Problem to solve
Copy every line of the records below where the word "TypeScript" occurs.
-- begin --
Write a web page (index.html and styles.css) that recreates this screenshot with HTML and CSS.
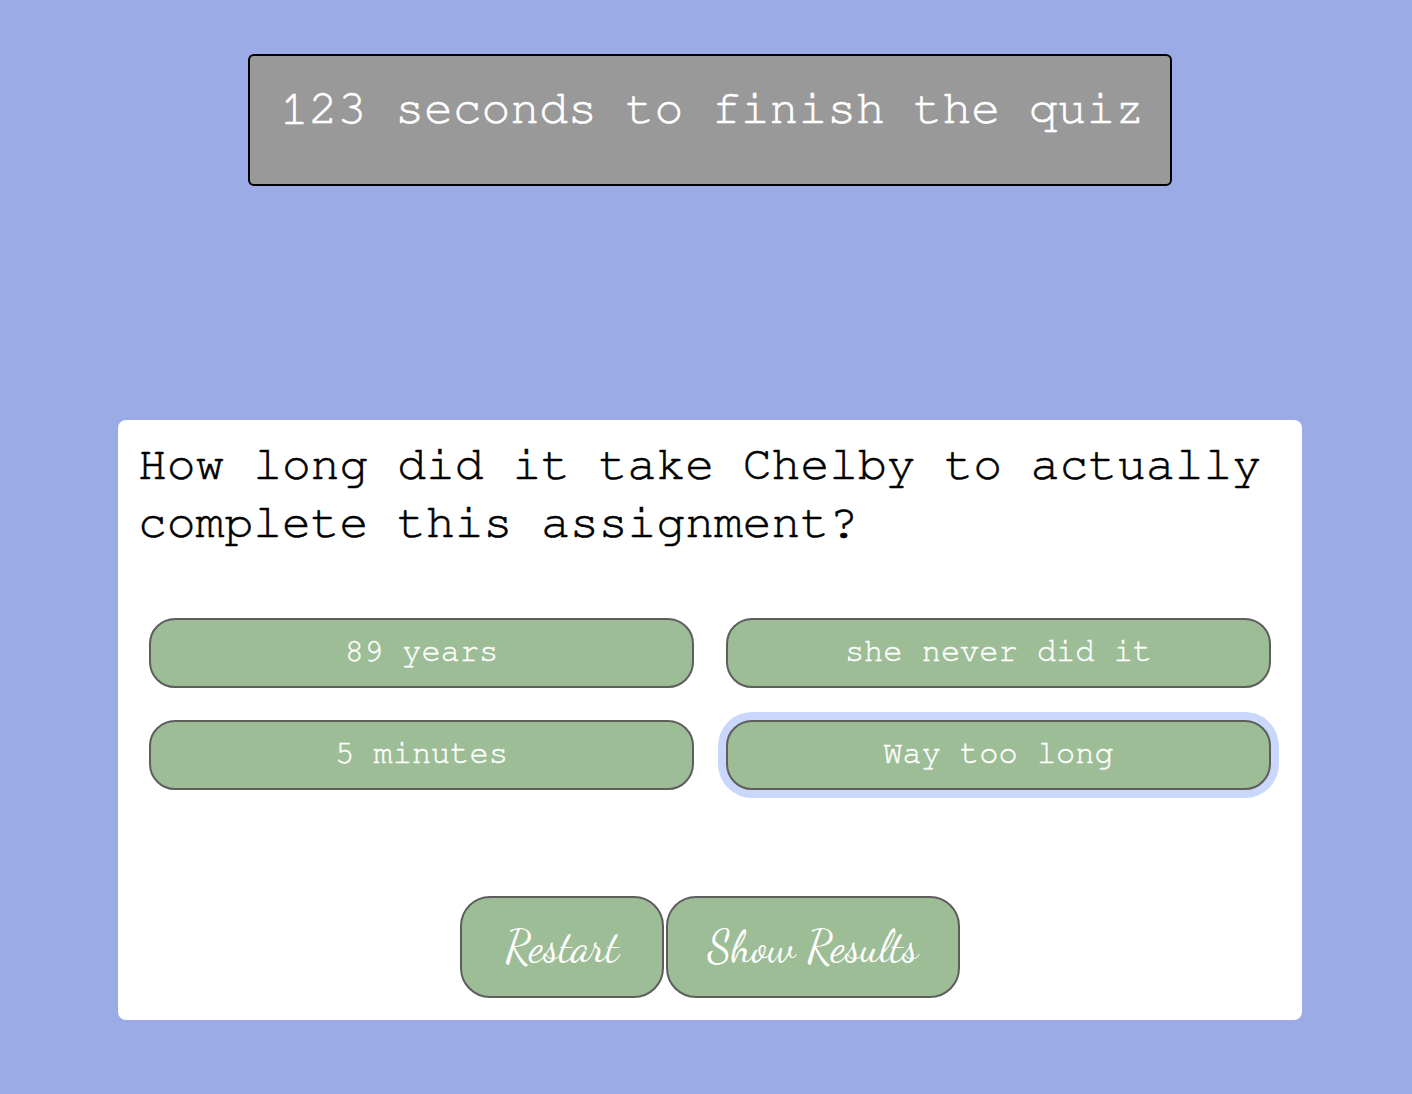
FILE: index.html
```html
<!DOCTYPE html>
<html>
<head>
<meta charset="utf-8">
<link rel="stylesheet" href="styles.css">
</head>
<body>
<main class="page">
  <div class="timer">123 seconds to finish the quiz</div>
  <section class="card">
    <h2 class="question">How long did it take Chelby to actually complete this assignment?</h2>
    <div class="answers">
      <button class="answer">89 years</button>
      <button class="answer">she never did it</button>
      <button class="answer">5 minutes</button>
      <button class="answer selected">Way too long</button>
    </div>
    <div class="controls">
      <button class="control restart">Restart</button>
      <button class="control results">Show Results</button>
    </div>
  </section>
</main>
</body>
</html>
```

FILE: styles.css
```css
html, body {
  margin: 0;
  padding: 0;
  background: #9aabe6;
}
body {
  padding-left: 8px;
}
.page {
  display: flex;
  flex-direction: column;
  align-items: center;
  padding-top: 54px;
}
.timer {
  width: 860px;
  height: 84px;
  padding: 26px 30px 18px;
  background: #999999;
  border: 2px solid #000;
  border-radius: 6px;
  color: #fff;
  font-family: "FreeMono", "Liberation Mono", monospace;
  font-size: 48px;
  line-height: 54px;
  white-space: nowrap;
  -webkit-text-stroke: 0.6px #fff;
}
.card {
  margin-top: 234px;
  width: 1144px;
  height: 563px;
  padding: 17px 20px 20px;
  background: #fff;
  border-radius: 8px;
  display: flex;
  flex-direction: column;
}
.question {
  margin: 0;
  font-family: "FreeMono", "Liberation Mono", monospace;
  font-weight: normal;
  font-size: 48px;
  line-height: 57.6px;
  color: #000;
  -webkit-text-stroke: 0.6px #000;
}
.answers {
  margin-top: 66px;
  padding: 0 11px;
  display: grid;
  grid-template-columns: 1fr 1fr;
  column-gap: 32px;
  row-gap: 32px;
}
.answer {
  height: 70px;
  background: #9dbd96;
  border: 2px solid #5e5e5e;
  border-radius: 26px;
  color: #fff;
  font-family: "FreeMono", "Liberation Mono", monospace;
  font-size: 32px;
  padding: 0 0 4px;
  -webkit-text-stroke: 0.4px #fff;
}
.answer.selected {
  box-shadow: 0 0 0 8px #c9d8fa;
}
.controls {
  margin-top: 106px;
  display: flex;
  justify-content: center;
  gap: 2px;
}
.control {
  height: 102px;
  padding: 0;
  background: #9dbd96;
  border: 2px solid #5e5e5e;
  border-radius: 30px;
  color: #fff;
  font-family: "Z003", "URW Chancery L", "Purisa", "Dancing Script", "Comic Neue", "Liberation Serif", cursive;
  font-size: 44px;
}
.restart {
  width: 204px;
}
.results {
  width: 294px;
}
```
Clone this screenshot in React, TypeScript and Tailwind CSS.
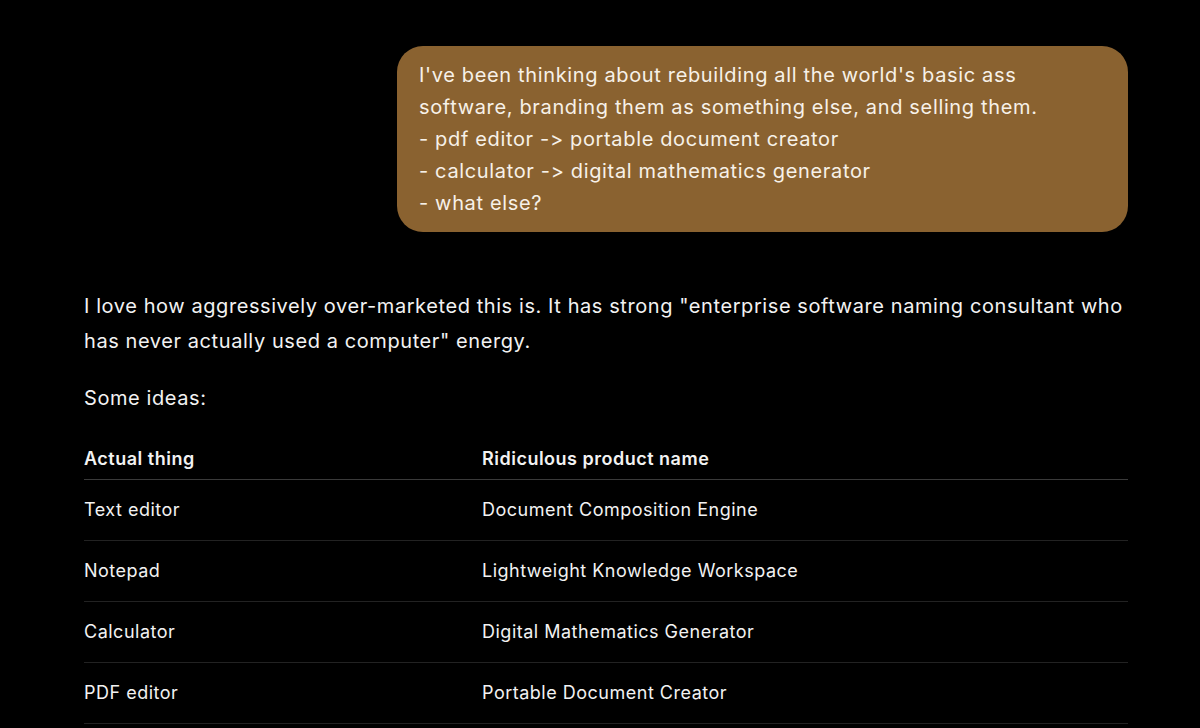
import React from 'react';

const rows = [
  ['Text editor', 'Document Composition Engine'],
  ['Notepad', 'Lightweight Knowledge Workspace'],
  ['Calculator', 'Digital Mathematics Generator'],
  ['PDF editor', 'Portable Document Creator'],
];

const App: React.FC = () => {
  return (
    <div className="min-h-screen bg-black text-[#f2f2f2] font-['Inter',sans-serif] [font-feature-settings:'calt'_0,'liga'_0] pl-[84px] pr-[72px] pt-[46px] overflow-hidden">
      <div className="flex justify-end">
        <div className="w-[731px] rounded-[26px] bg-[#8a6230] pl-[22px] pr-[56px] py-[13px] text-[20px] leading-[32px] tracking-[0.65px] text-[#f7f1e8]">
          <p>I've been thinking about rebuilding all the world's basic ass software, branding them as something else, and selling them.</p>
          <p>- pdf editor -&gt; portable document creator</p>
          <p>- calculator -&gt; digital mathematics generator</p>
          <p>- what else?</p>
        </div>
      </div>

      <p className="mt-[57px] text-[20px] leading-[35px] tracking-[0.58px]">
        I love how aggressively over-marketed this is. It has strong "enterprise software naming consultant who has never actually used a computer" energy.
      </p>
      <p className="mt-[22px] text-[20px] leading-[35px] tracking-[0.58px]">Some ideas:</p>

      <table className="mt-[29px] w-full text-[18px] leading-[28px] tracking-[0.5px] border-collapse">
        <thead>
          <tr className="border-b border-[#3a3a3a]">
            <th className="w-[398px] pb-[6px] text-left font-semibold">Actual thing</th>
            <th className="pb-[6px] text-left font-semibold">Ridiculous product name</th>
          </tr>
        </thead>
        <tbody>
          {rows.map(([a, b]) => (
            <tr key={a} className="border-b border-[#222222]">
              <td className="py-4">{a}</td>
              <td className="py-4">{b}</td>
            </tr>
          ))}
        </tbody>
      </table>
    </div>
  );
};

export default App;
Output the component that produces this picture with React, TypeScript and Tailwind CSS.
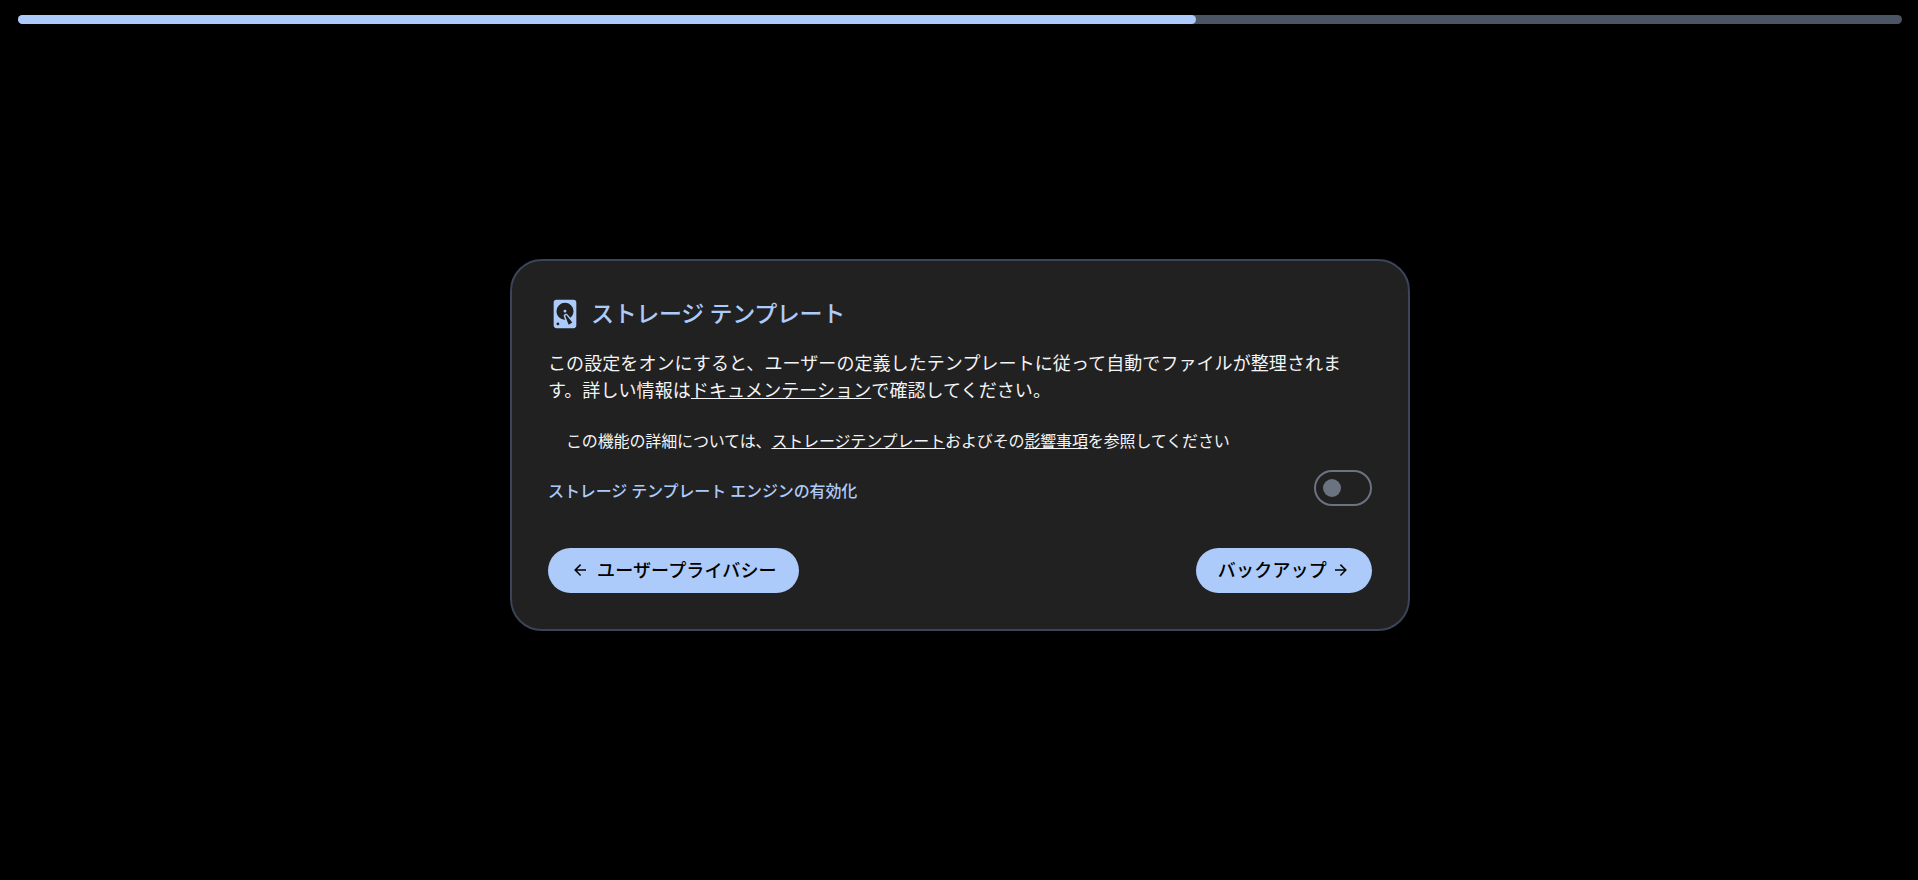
import React from "react";

const jp = "font-['Inter','Noto_Sans_CJK_JP',sans-serif]";

function DiskIcon() {
  return (
    <svg viewBox="0 0 24 24" width="34" height="34" fill="currentColor" className="text-[#adcbfa]">
      <path d="M6,2H18A2,2 0 0,1 20,4V20A2,2 0 0,1 18,22H6A2,2 0 0,1 4,20V4A2,2 0 0,1 6,2M12,4A6,6 0 0,0 6,10C6,13.31 8.69,16 12.1,16L11.22,13.77C10.95,13.29 11.11,12.68 11.59,12.4L12.45,11.9C12.93,11.63 13.54,11.79 13.82,12.27L15.74,14.69C17.12,13.59 18,11.9 18,10A6,6 0 0,0 12,4M12,9A1,1 0 0,1 13,10A1,1 0 0,1 12,11A1,1 0 0,1 11,10A1,1 0 0,1 12,9M7,18A1,1 0 0,0 6,19A1,1 0 0,0 7,20A1,1 0 0,0 8,19A1,1 0 0,0 7,18M12.09,13.27L14.58,19.58L17.17,18.08L12.95,12.77L12.09,13.27Z" />
    </svg>
  );
}

function ArrowLeft() {
  return (
    <svg viewBox="0 0 24 24" width="18" height="18" fill="currentColor">
      <path d="M20,11V13H8L13.5,18.5L12.08,19.92L4.16,12L12.08,4.08L13.5,5.5L8,11H20Z" />
    </svg>
  );
}

function ArrowRight() {
  return (
    <svg viewBox="0 0 24 24" width="18" height="18" fill="currentColor">
      <path d="M4,11V13H16L10.5,18.5L11.92,19.92L19.84,12L11.92,4.08L10.5,5.5L16,11H4Z" />
    </svg>
  );
}

export default function App() {
  return (
    <div className={`flex h-[880px] flex-col bg-black ${jp}`}>
      <div className="pl-[18px] pr-4 pt-[15px]">
        <div className="h-[9px] w-full rounded-full bg-[#4b5563]">
          <div className="h-full w-[62.5%] rounded-full bg-[#adcbfa]" />
        </div>
      </div>
      <div className="flex flex-1 items-center justify-center pl-[2px]">
        <div className="mt-[-15px] w-[900px] rounded-[32px] border-2 border-[#3a4559] bg-[#212121] p-9">
          <div className="flex items-center gap-[9px]">
            <DiskIcon />
            <h1 className="text-[23px] font-medium leading-8 tracking-[-0.35px] text-[#adcbfa]">ストレージ テンプレート</h1>
          </div>
          <p className="mt-[19px] text-[18px] leading-[27px] tracking-[0.08px] text-[#f3f4f6]">
            この設定をオンにすると、ユーザーの定義したテンプレートに従って自動でファイルが整理されます。詳しい情報は
            <span className="underline">ドキュメンテーション</span>で確認してください。
          </p>
          <p className="mt-[25px] pl-[18px] text-[16px] leading-6 tracking-[-0.14px] text-[#f3f4f6]">
            この機能の詳細については、<span className="underline">ストレージテンプレート</span>およびその
            <span className="underline">影響事項</span>を参照してください
          </p>
          <div className="mt-[17px] flex items-center justify-between">
            <span className="pt-[6px] text-[16px] font-medium tracking-[-0.12px] text-[#adcbfa]">ストレージ テンプレート エンジンの有効化</span>
            <div className="flex h-9 w-[58px] items-center rounded-full border-2 border-[#6b7280] pl-[7px]">
              <div className="h-[18px] w-[18px] rounded-full bg-[#6b7280]" />
            </div>
          </div>
          <div className="mt-[42px] flex justify-between">
            <button className="flex h-[45px] items-center gap-2 rounded-full bg-[#adcbfa] pl-[23px] pr-[22px] text-[18px] font-medium tracking-[0.15px] text-black">
              <ArrowLeft />
              ユーザープライバシー
            </button>
            <button className="flex h-[45px] items-center gap-[5px] rounded-full bg-[#adcbfa] pl-[22px] pr-[22px] text-[18px] font-medium tracking-[0.2px] text-black">
              バックアップ
              <ArrowRight />
            </button>
          </div>
        </div>
      </div>
    </div>
  );
}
-- end --
Response below
Clone this screenshot in React, TypeScript and Tailwind CSS.
Output the component that produces this picture with React, TypeScript and Tailwind CSS.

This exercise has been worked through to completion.